Thus, early in the (twentieth) century, even so learned a work as the Dictionnaire de thee’logie catholique took the extraordinary step of simply excising the Councils of Pisa, Constance, and Basel from tis list of general councils. That list, therefore, simply jumped from the Council of Vienne in 1311–1312 to the Council of Florence in 1439–1445. A remarkably bold exercise in the politics of oblivion![xii]
In a similar but Anglophone exercise conducted around the same time, the editors of the Catholic Encyclopedia, a pretty scholarly piece of work, by simply opting to include no article on the subject, made it clear that conciliar theory was to be viewed as a dead issue, an ecclesiological fossil, something lodged deep, in the lower Carboniferous of the dogmatic theology.[xiii]
The author then goes on to note that the tradition of Rome’s historians was to label the Avignonese popes, “anti-popes” while Alexander V and John XXIII– the “Pisan” popes – were “handled in a more gingerly fashion and left in limbo.” But Oakley notes how that mysteriously changed in 1947 when the prefect of the Vatican archives published a new list of popes wherein the “Pisan” line were now listed as anti-popes. The reason for the change was not given but is another clear example of how the “politics of oblivion” works in Catholic history.

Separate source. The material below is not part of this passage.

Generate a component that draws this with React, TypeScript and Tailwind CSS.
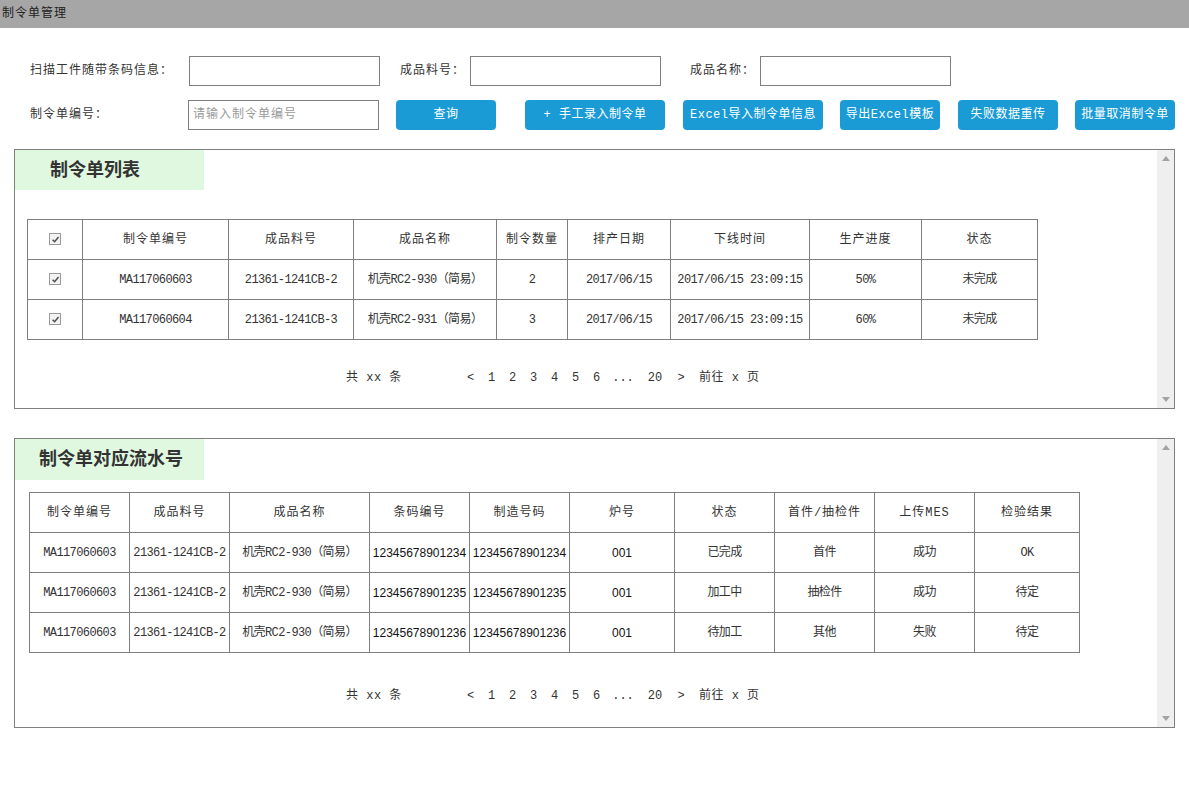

As you might have anticipated the situation was further aggravated when Angelo Rancalli chose the name “John” for his episcopacy in 1958. Interestingly Rancalli refused to endorse the 1947 position when he noted that he was claiming his name “extra legitimitatis discussiones”. Oakley explains that Rancalli thereby signaled that he was setting himself apart from “disputes about legitimacy” regarding the prior use of his chosen name. And in another exceptional example of the “politics of oblivion” that phrase was removed from any “official version” of the papl record and the pope’s handlers took the matter so far as to say what he really meant was “to deny the legitimacy of the Pisan line.” Oakley draws a circle around the issue thusly:
Thus, in some cases, the Council of Pisa is either passed over in silence or rejected outright; in others, the question of its ecumenicity is portrayed as having yet to be decided. In most cases, the Avignonese claimants are treated consistently as antipopes, but in some, the matter of their legitimacy is left in limbo. Similarly, the Pisan pontiffs are listed as legitimate popes or dismissed as antipopes sometimes even in articles appearing in the same encyclopedia. The most striking instance of disarray is in the New Catholic Encyclopedia (first ed., 1967), where Mollat insists that “the question of the legitimacy of [John XXIII’s]… claim to the Papal See is still unanswered” but does so, ironically, in an article titled (editorially?) “John XXIII, Antipope.”[xiv]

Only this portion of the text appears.